Complete step by step answer:
Here we have been provided with the function ${{\left( \cos x \right)}^{\sin x}}$ and we are asked to differentiate it. Let us assume this function as y so we have,
$\Rightarrow y={{\left( \cos x \right)}^{\sin x}}$
Now, we need to find the value of $\dfrac{dy}{dx}$. Taking natural log, i.e. log to the base e, on both the sides we get,
$\Rightarrow \ln y=\ln \left( {{\left( \cos x \right)}^{\sin x}} \right)$
Using the property of log given as $\ln {{a}^{m}}=m\ln a$ we get,
$\Rightarrow \ln y=\sin x\ln \left( \cos x \right)$
Differentiating both the sides with respect to x we get,
$\Rightarrow \dfrac{d\ln y}{dx}=\dfrac{d\left( \sin x\times \ln \left( \cos x \right) \right)}{dx}$
Using the chain rule of derivative in the L.H.S where we will differentiate $\ln y$ with respect to y and then its product will be taken with the derivative of y with respect to x, so we get,
$\Rightarrow \dfrac{d\ln y}{dy}\times \dfrac{dy}{dx}=\dfrac{d\left( \sin x\times \ln \left( \cos x \right) \right)}{dx}$
Using the formula $\dfrac{d\left( \ln y \right)}{dy}=\dfrac{1}{y}$ we get,
$\Rightarrow \dfrac{1}{y}\times \dfrac{dy}{dx}=\dfrac{d\left( \sin x\times \ln \left( \cos x \right) \right)}{dx}$
Using the product rule of derivative given as $\dfrac{d\left( u\times v \right)}{dx}=v\dfrac{du}{dx}\times u\dfrac{dv}{dx}$ assuming $u=\sin x$ and $v=\ln \left( \cos x \right)$ in the R.H.S we get,
$\Rightarrow \dfrac{1}{y}\times \dfrac{dy}{dx}=\sin x\times \dfrac{d\left( \ln \left( \cos x \right) \right)}{dx}+\ln \left( \cos x \right)\times \dfrac{d\left( \sin x \right)}{dx}$
Using the formulas $\dfrac{d\left( \sin x \right)}{dx}=\cos x$ and chain rule of derivative for the differentiation of $\ln \left( \cos x \right)$ we get,
$\Rightarrow \dfrac{1}{y}\times \dfrac{dy}{dx}=\sin x\times \dfrac{d\left( \ln \left( \cos x \right) \right)}{d\left( \cos x \right)}\times \dfrac{d\left( \cos x \right)}{dx}+\ln \left( \cos x \right)\times \cos x$
Using the formula $\dfrac{d\left( \cos x \right)}{dx}=-\sin x$ we get,
$\begin{aligned} & \Rightarrow \dfrac{1}{y}\times \dfrac{dy}{dx}=\sin x\times \dfrac{1}{\left( \cos x \right)}\times \left( -\sin x \right)+\ln \left( \cos x \right)\times \cos x \\\ & \Rightarrow \dfrac{dy}{dx}=\dfrac{1}{y}\left[ \cos x\ln \left( \cos x \right)-\dfrac{{{\sin }^{2}}x}{\cos x} \right] \\\ \end{aligned}$
Substituting back the value of y we get,
$\therefore \dfrac{dy}{dx}=\dfrac{1}{{{\left( \cos x \right)}^{\sin x}}}\left[ \cos x\ln \left( \cos x \right)-\dfrac{{{\sin }^{2}}x}{\cos x} \right]$
Hence, the above relation is our answer.

Note: You can also remember the direct formula for the derivative of the function of the form ${{u}^{v}}$ where u and v both are variables and functions of x.
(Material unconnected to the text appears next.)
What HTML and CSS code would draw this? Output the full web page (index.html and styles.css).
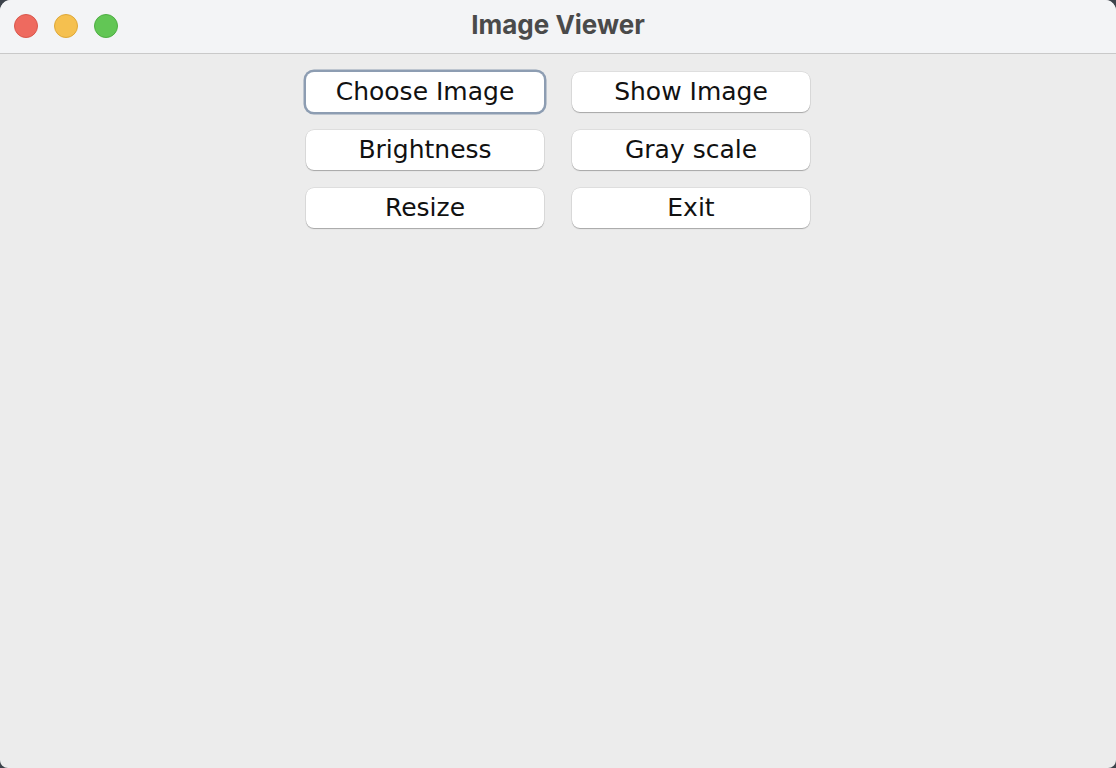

What we have to do is we will consider two parts of the derivative. In the first part we will assume u as constant and v as derivative and differentiate using the formula $\dfrac{d\left( {{u}^{v}} \right)}{dx}={{u}^{v}}\log u\left( \dfrac{dv}{dx} \right)$. In the second part we will consider v as constant and u as variable and apply the formula $\dfrac{d\left( {{u}^{v}} \right)}{dx}=v{{u}^{v-1}}\left( \dfrac{du}{dx} \right)$ for the derivative. Finally, we will take the sum of these two expressions to get the answer.